New definite integrals and a two-term dilogarithm identity

TL;DR

This paper introduces a hyperbolic change of variables to evaluate complex integrals related to the Basel problem and derives a new two-term dilogarithm identity, expanding the analytical tools for special functions and integrals.

Contribution

It presents a novel hyperbolic change of variables that yields exact solutions for specific integrals and introduces a new two-term dilogarithm identity, extending previous methods involving trigonometric transformations.

Findings

Exact closed-form expressions for integrals involving inverse hyperbolic functions.

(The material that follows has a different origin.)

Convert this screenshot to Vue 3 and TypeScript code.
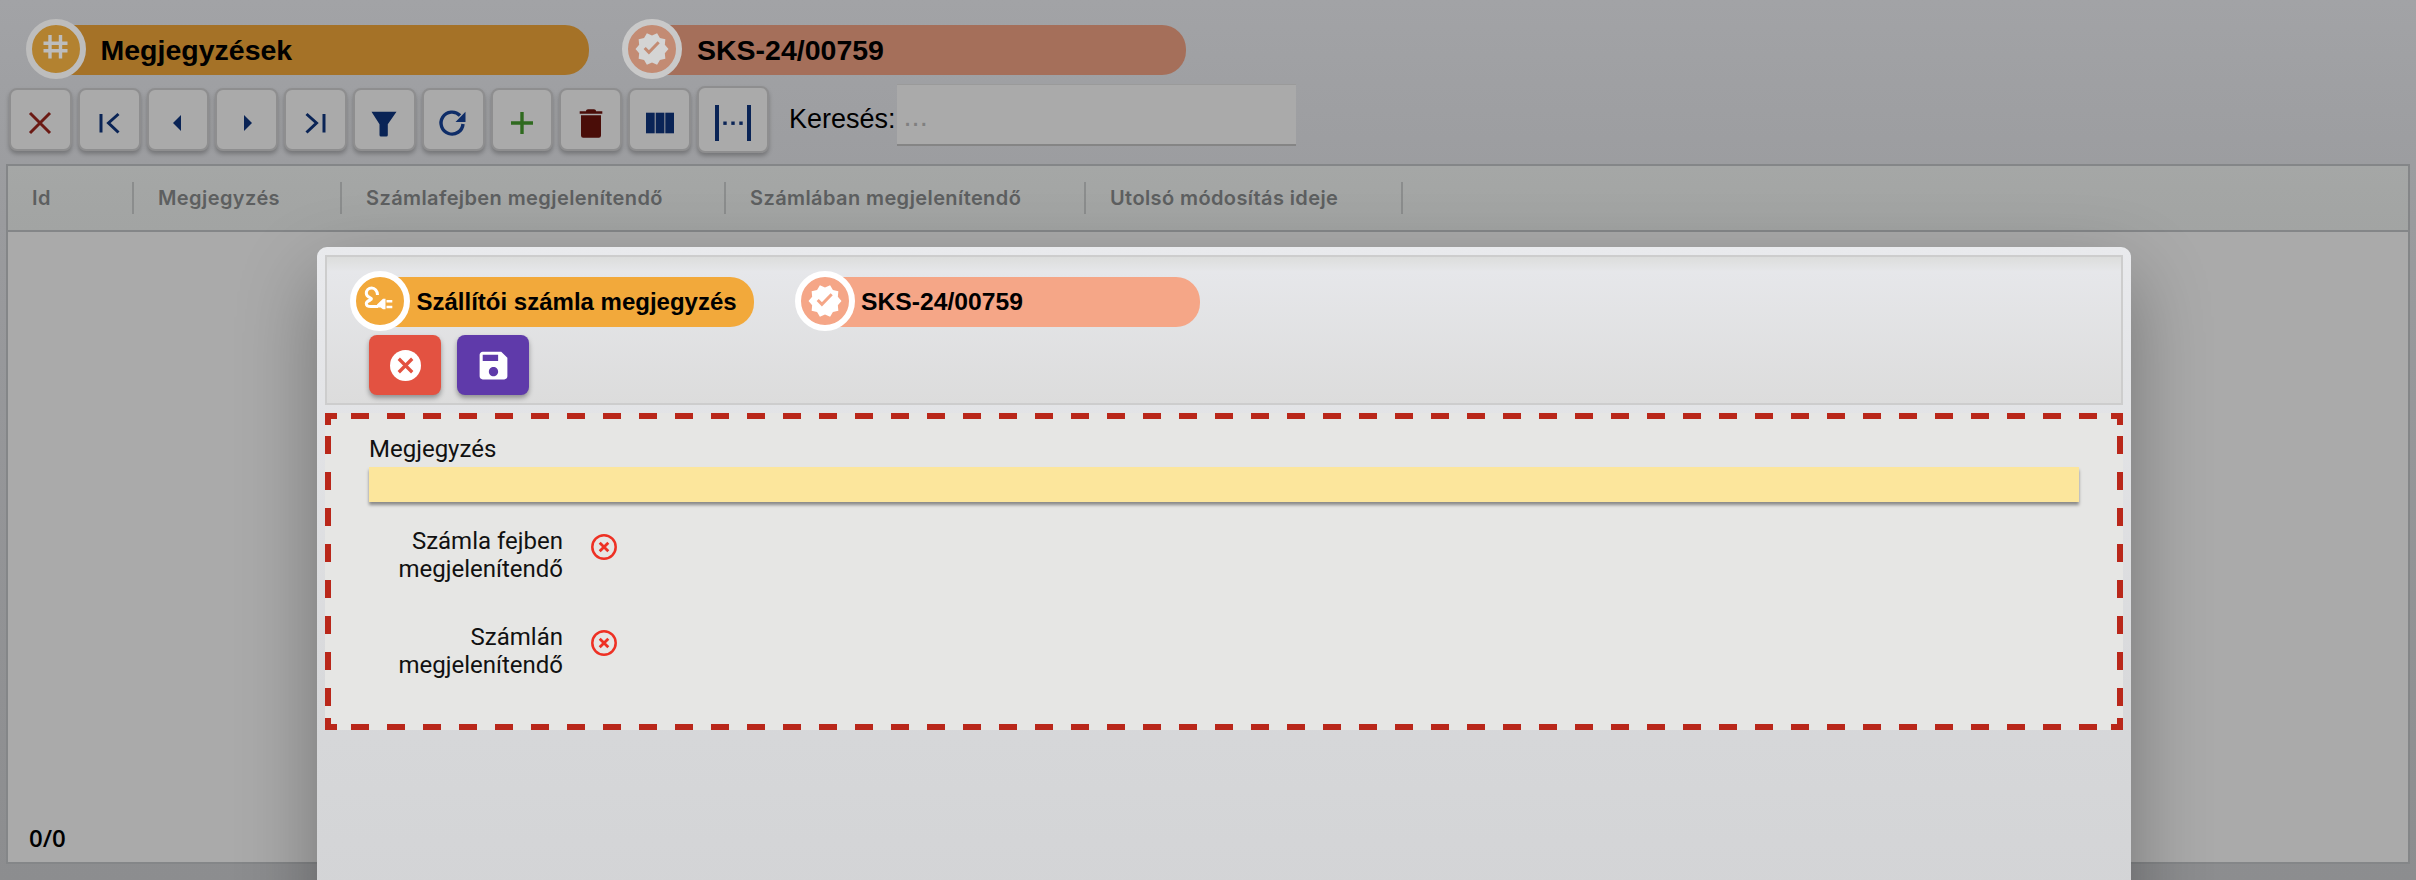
<script setup lang="ts">
const columns = [
  { label: 'Id', width: 126 },
  { label: 'Megjegyzés', width: 208 },
  { label: 'Számlafejben megjelenítendő', width: 384 },
  { label: 'Számlában megjelenítendő', width: 360 },
  { label: 'Utolsó módosítás ideje', width: 317 }
]
const flags = [
  ['Számla fejben', 'megjelenítendő'],
  ['Számlán', 'megjelenítendő']
]
const star = 'M23 12l-2.44-2.79.34-3.69-3.61-.82-1.89-3.2L12 2.96 8.6 1.5 6.71 4.69 3.1 5.5l.34 3.7L1 12l2.44 2.79-.34 3.7 3.61.82L8.6 22.5l3.4-1.47 3.4 1.46 1.89-3.19 3.61-.82-.34-3.69L23 12z'
</script>

<template>
  <div class="page">
    <div class="chips back-chips">
      <div class="chip c-main">
        <span class="badge">
          <svg viewBox="0 0 60 60" width="60" height="60">
            <path d="M24 16v23.5M34.5 16v23.5M17.5 24.3h24M17.5 31.7h24" fill="none" stroke="#bdbdbd" stroke-width="3.4" />
          </svg>
        </span>
        <span class="chip-label">Megjegyzések</span>
      </div>
      <div class="chip c-ref">
        <span class="badge">
          <svg viewBox="0 0 60 60" width="60" height="60">
            <path :d="star" transform="translate(12 12) scale(1.5)" fill="#d4d4d4" />
            <path d="M22.7 29l4.2 4.3 9.8-10" fill="none" stroke="#c38b73" stroke-width="3" />
          </svg>
        </span>
        <span class="chip-label">SKS-24/00759</span>
      </div>
    </div>

    <div class="toolbar">
      <button class="tool">
        <svg viewBox="0 0 40 40"><path d="M10 10l20 20M30 10L10 30" stroke="#6b1a14" stroke-width="3" fill="none" /></svg>
      </button>
      <button class="tool">
        <svg viewBox="0 0 40 40"><path d="M12 11v18.500M29.500 11l-10 9 10 9.500" stroke="#0a2456" stroke-width="3" fill="none" /></svg>
      </button>
      <button class="tool">
        <svg viewBox="0 0 40 40"><path d="M23 12l-8 8 8 8z" fill="#0a2456" /></svg>
      </button>
      <button class="tool">
        <svg viewBox="0 0 40 40"><path d="M17 12l8 8-8 8z" fill="#0a2456" /></svg>
      </button>
      <button class="tool">
        <svg viewBox="0 0 40 40"><path d="M28 11v18.500M10.500 11l10 9-10 9.500" stroke="#0a2456" stroke-width="3" fill="none" /></svg>
      </button>
      <button class="tool">
        <svg viewBox="0 0 40 40"><path d="M7.500 8.700h25L23.800 21.300V32a1.500 1.500 0 0 1-1.500 1.500h-5.300a1.500 1.500 0 0 1-1.500-1.500V21.300z" fill="#0a2456" /></svg>
      </button>
      <button class="tool">
        <svg viewBox="0 0 40 40">
          <path d="M27 12.500A11 11 0 1 0 30 21" stroke="#0f2d68" stroke-width="3.400" fill="none" />
          <path d="M32.500 8.700V19h-10z" fill="#0f2d68" />
        </svg>
      </button>
      <button class="tool">
        <svg viewBox="0 0 40 40"><path d="M20 9v22M9 20h22" stroke="#2f6a1f" stroke-width="3.400" fill="none" /></svg>
      </button>
      <button class="tool">
        <svg viewBox="0 0 40 40">
          <path d="M15 8.200c0-1.200 1-1.900 2-1.900h6c1 0 2 .7 2 1.900h6.300v2.500H8.700V8.200z" fill="#4a0d08" />
          <path d="M10 12.200h20V32.500a2.200 2.200 0 0 1-2.200 2.200H12.200A2.200 2.200 0 0 1 10 32.500z" fill="#4a0d08" />
        </svg>
      </button>
      <button class="tool">
        <svg viewBox="0 0 40 40">
          <rect x="6" y="9.700" width="8.700" height="20.600" fill="#0a2456" />
          <rect x="15.700" y="9.700" width="8.700" height="20.600" fill="#0a2456" />
          <rect x="25.300" y="9.700" width="8.700" height="20.600" fill="#0a2456" />
        </svg>
      </button>
      <button class="tool tool-wide">
        <svg viewBox="0 0 50 50">
          <path d="M9 7v36M41 7v36" stroke="#0a2456" stroke-width="4" fill="none" />
          <rect x="15.300" y="23.500" width="3.400" height="3.400" fill="#0a2456" />
          <rect x="23.300" y="23.500" width="3.400" height="3.400" fill="#0a2456" />
          <rect x="31.300" y="23.500" width="3.400" height="3.400" fill="#0a2456" />
        </svg>
      </button>
      <label class="search-label">Keresés:</label>
      <input class="search" placeholder="..." />
    </div>

    <div class="grid">
      <div class="grid-head">
        <div v-for="c in columns" :key="c.label" class="th" :style="{ width: c.width + 'px' }">{{ c.label }}</div>
      </div>
      <div class="grid-body">
        <span class="count">0/0</span>
      </div>
    </div>

    <section class="modal">
      <header class="modal-head">
        <div class="chips modal-chips">
          <div class="chip m-main">
            <span class="badge">
              <svg viewBox="0 0 60 60" width="60" height="60">
                <path d="M27.500 24C27.500 20 24.800 17 21.700 17C18.500 17 16.300 19.500 16.300 22.300C16.300 24.800 18.200 26 20.300 26.800C21.800 27.400 21.800 28.300 20.300 29C18 30 16.300 31 16.300 32.500C16.300 34.500 18.500 35.500 21 35.500H28" fill="none" stroke="#fff" stroke-width="3" />
                <path d="M27 33.500L33 27.800H35.500V38.300H33L30.500 36.500H27z" fill="#fff" />
                <path d="M36.500 29h5.800v2.500h-5.800zM36.500 34.700h5.800v2.600h-5.800z" fill="#fff" />
              </svg>
            </span>
            <span class="chip-label">Szállítói számla megjegyzés</span>
          </div>
          <div class="chip m-ref">
            <span class="badge">
              <svg viewBox="0 0 60 60" width="60" height="60">
                <path :d="star" transform="translate(12 12) scale(1.5)" fill="#fff" />
                <path d="M22.700 29l4.200 4.300 9.800-10" fill="none" stroke="#f5a687" stroke-width="3" />
              </svg>
            </span>
            <span class="chip-label">SKS-24/00759</span>
          </div>
        </div>
        <div class="actions">
          <button class="act act-cancel">
            <svg viewBox="0 0 30 30" width="31" height="31">
              <circle cx="15" cy="15" r="15" fill="#fff" />
              <path d="M8.500 8.500l13 13M21.500 8.500l-13 13" stroke="#e35241" stroke-width="3.200" fill="none" />
            </svg>
          </button>
          <button class="act act-save">
            <svg viewBox="0 0 24 24" width="37" height="37">
              <path d="M17 3H5c-1.110 0-2 .9-2 2v14c0 1.100.89 2 2 2h14c1.100 0 2-.9 2-2V7l-4-4zm-5 16c-1.660 0-3-1.340-3-3s1.340-3 3-3 3 1.340 3 3-1.340 3-3 3zm3-10H5V5h10v4z" fill="#fff" />
            </svg>
          </button>
        </div>
      </header>

      <div class="form">
        <label class="field-label">Megjegyzés</label>
        <input class="field" />
        <div v-for="(f, i) in flags" :key="i" class="flag">
          <div class="flag-label">{{ f[0] }}<br />{{ f[1] }}</div>
          <svg class="flag-icon" viewBox="0 0 26 26" width="26" height="26">
            <circle cx="13" cy="13" r="11.700" fill="none" stroke="#ee3124" stroke-width="2.500" />
            <path d="M8.700 8.700l8.600 8.600M17.300 8.700l-8.600 8.600" stroke="#ee3124" stroke-width="2.800" fill="none" />
          </svg>
        </div>
      </div>
    </section>
  </div>
</template>

<style scoped>
.page {
  position: relative;
  width: 2416px;
  height: 880px;
  overflow: hidden;
  box-sizing: border-box;
  padding-top: 19px;
  background: linear-gradient(180deg, #a2a3a6 0%, #9a9b9e 25%, #8c8d8f 100%);
  font-family: "Liberation Sans", Arial, sans-serif;
  color: #000;
}
.chips {
  display: flex;
  align-items: center;
}
.back-chips {
  margin-left: 26px;
}
.chip {
  display: flex;
  align-items: center;
  height: 60px;
}
.badge {
  position: relative;
  z-index: 1;
  flex: none;
  width: 60px;
  height: 60px;
  box-sizing: border-box;
  border-radius: 50%;
  border: 6px solid #fff;
}
.badge svg {
  display: block;
  margin: -6px;
}
.chip-label {
  display: flex;
  align-items: center;
  box-sizing: border-box;
  height: 50px;
  margin: 2px 0 0 -30px;
  border-radius: 0 24px 24px 0;
  font-weight: 700;
  white-space: nowrap;
}
.c-main .badge {
  background: #b38230;
  border-color: #bdbdbd;
}
.c-main .chip-label {
  width: 533px;
  padding-left: 44.500px;
  background: #a57227;
  font-size: 28.500px;
}
.c-ref {
  margin-left: 33px;
}
.c-ref .badge {
  background: #c38b73;
  border-color: #c9c9c9;
}
.c-ref .chip-label {
  width: 534px;
  padding-left: 45px;
  background: #a56f5a;
  font-size: 28.500px;
}
.toolbar {
  display: flex;
  align-items: flex-start;
  height: 69px;
  margin: 5px 0 0 9px;
}
.tool {
  flex: none;
  display: flex;
  align-items: center;
  justify-content: center;
  box-sizing: border-box;
  width: 62.800px;
  height: 63px;
  margin: 4px 6px 0 0;
  padding: 6px 0 0;
  background: #aaaaaa;
  border: 2px solid #8e8e8f;
  border-radius: 8px;
  box-shadow: 0 3px 4px rgba(0, 0, 0, 0.25);
}
.tool svg {
  width: 40px;
  height: 40px;
  flex: none;
}
.tool-wide {
  width: 72px;
  height: 67px;
  margin-top: 2px;
  margin-right: 0;
}
.tool-wide svg {
  width: 50px;
  height: 50px;
}
.search-label {
  margin: 20px 1px 0 20px;
  font-size: 27px;
  line-height: 31px;
  color: #000;
}
.search {
  box-sizing: border-box;
  width: 399px;
  height: 62px;
  padding: 4px 7px 0;
  background: #aaaaaa;
  border: 0;
  border-top: 1px solid #9a9a9a;
  border-bottom: 2px solid #858585;
  outline: none;
  font-family: inherit;
  font-size: 29px;
}
.search::placeholder {
  color: #808080;
  opacity: 1;
}
.grid {
  display: flex;
  flex-direction: column;
  box-sizing: border-box;
  width: 2404px;
  height: 700px;
  margin: 11px 0 0 6px;
  border: 2px solid #848688;
  background: #aaaaaa;
}
.grid-head {
  display: flex;
  flex: none;
  height: 64px;
  box-sizing: content-box;
  border-bottom: 2px solid #848688;
  background: linear-gradient(180deg, #a5a7a6, #a2a4a3);
}
.th {
  position: relative;
  flex: none;
  box-sizing: border-box;
  padding-left: 24px;
  font-family: Inter, "Liberation Sans", sans-serif;
  font-size: 20px;
  font-weight: 600;
  letter-spacing: 0.4px;
  line-height: 64px;
  color: #5d5f60;
  white-space: nowrap;
}
.th::after {
  content: "";
  position: absolute;
  top: 16px;
  right: 0;
  width: 2px;
  height: 32px;
  background: #8b8d8d;
}
.grid-body {
  flex: 1;
  display: flex;
  flex-direction: column;
  justify-content: flex-end;
  padding: 0 0 8px 21px;
}
.count {
  font-family: "Open Sans", sans-serif;
  font-size: 24px;
  font-weight: 600;
  line-height: 33px;
  color: #000;
}
.modal {
  position: absolute;
  left: 317px;
  top: 247px;
  box-sizing: border-box;
  width: 1814px;
  height: 700px;
  padding: 8px;
  border-radius: 10px 10px 0 0;
  background: linear-gradient(180deg, #e9eaed 0%, #d6d7d9 70%, #d2d3d5 100%);
  box-shadow: 0 30px 80px rgba(0, 0, 0, 0.32);
}
.modal-head {
  box-sizing: border-box;
  height: 150px;
  padding: 14px 0 0 23px;
  border: 2px solid #cdcdcd;
  background: linear-gradient(180deg, #dcdddc 0, #e6e7ea 10%, #dcdcdc 100%);
}
.m-main .badge {
  background: #f2a93b;
}
.m-main .chip-label {
  width: 374px;
  padding-left: 36.500px;
  background: #f2a93b;
  font-size: 24px;
}
.m-ref {
  margin-left: 41px;
}
.m-ref .badge {
  background: #f5a687;
}
.m-ref .chip-label {
  width: 375px;
  padding-left: 36px;
  background: #f5a687;
  font-size: 24.700px;
}
.actions {
  display: flex;
  gap: 16px;
  margin: 4px 0 0 19px;
}
.act {
  display: flex;
  align-items: center;
  justify-content: center;
  width: 72px;
  height: 60px;
  padding: 0;
  border: 0;
  border-radius: 8px;
  box-shadow: 0 3px 5px rgba(0, 0, 0, 0.35);
}
.act-cancel {
  background: #e35241;
}
.act-cancel svg {
  margin-top: 1px;
}
.act-save {
  background: #5f3aaa;
}
.form {
  box-sizing: border-box;
  height: 317px;
  margin-top: 8px;
  padding: 18px 44px 0 44px;
  font-family: Roboto, sans-serif;
  background-color: #e6e6e4;
  background-repeat: no-repeat, no-repeat, no-repeat, no-repeat, no-repeat, no-repeat, no-repeat, no-repeat, repeat-x, repeat-x, repeat-y, repeat-y;
  background-image:
    linear-gradient(#b9271a, #b9271a), linear-gradient(#b9271a, #b9271a),
    linear-gradient(#b9271a, #b9271a), linear-gradient(#b9271a, #b9271a),
    linear-gradient(#b9271a, #b9271a), linear-gradient(#b9271a, #b9271a),
    linear-gradient(#b9271a, #b9271a), linear-gradient(#b9271a, #b9271a),
    linear-gradient(90deg, #b9271a 50%, transparent 50%),
    linear-gradient(90deg, #b9271a 50%, transparent 50%),
    linear-gradient(180deg, #b9271a 50%, transparent 50%),
    linear-gradient(180deg, #b9271a 50%, transparent 50%);
  background-size:
    12px 6px, 6px 12px, 12px 6px, 6px 12px,
    12px 6px, 6px 12px, 12px 6px, 6px 12px,
    36px 6px, 36px 6px, 6px 36px, 6px 36px;
  background-position:
    0 0, 0 0, 100% 0, 100% 0,
    0 100%, 0 100%, 100% 100%, 100% 100%,
    26px 0, 26px 100%, 0 23px, 100% 23px;
}
.field-label {
  display: block;
  font-size: 24px;
  line-height: 36px;
  color: #111;
}
.field {
  display: block;
  box-sizing: border-box;
  width: 1710px;
  height: 35px;
  border: 0;
  outline: none;
  background: #fce69c;
  box-shadow: 0 3px 3px rgba(0, 0, 0, 0.4);
}
.flag {
  display: flex;
  align-items: flex-start;
  margin-top: 25px;
  height: 72px;
}
.flag + .flag {
  margin-top: 24px;
}
.flag-label {
  width: 194px;
  text-align: right;
  font-size: 24px;
  line-height: 28px;
  color: #111;
}
.flag-icon {
  margin: 7px 0 0 28px;
}
</style>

A new two-term dilogarithm identity derived from the integrals.

Extension of integral evaluation techniques using hyperbolic substitutions.

Abstract

Among the several proofs known for $\sum_{n=1}^\infty{1/n^2} = {\pi^2/6}$, the one by Beukers, Calabi, and Kolk involves the evaluation of $\,\int_0^1 {\int_0^1{1/(1-x^2 y^2) \, dx} \, dy}$. It starts by showing that this double integral is equivalent to $\frac34 \sum_{n=1}^\infty{1/n^2}$, and then a non-trivial \emph{trigonometric} change of variables is applied which transforms that integral into $\,{\int \int}_T \: 1 \; du \, dv$, where $T$ is a triangular domain whose area is simply ${\pi^2/8}$. Here in this note, I introduce a hyperbolic version of this change of variables and, by applying it to the above integral, I find exact closed-form expressions for $\int_0^\infty{[\sinh^{-1}{(\cosh{u})}-u] d u}$, $\,\int_{\alpha}^\infty{[u-\cosh^{-1}{(\sinh{u})}] d u}$, and $\,\int_{\,\alpha/2}^\infty{\ln{(\tanh{u})} \: d u}$, where $\alpha = \sinh^{-1}(1)$. From the latter integral, I also derive a two-term dilogarithm identity.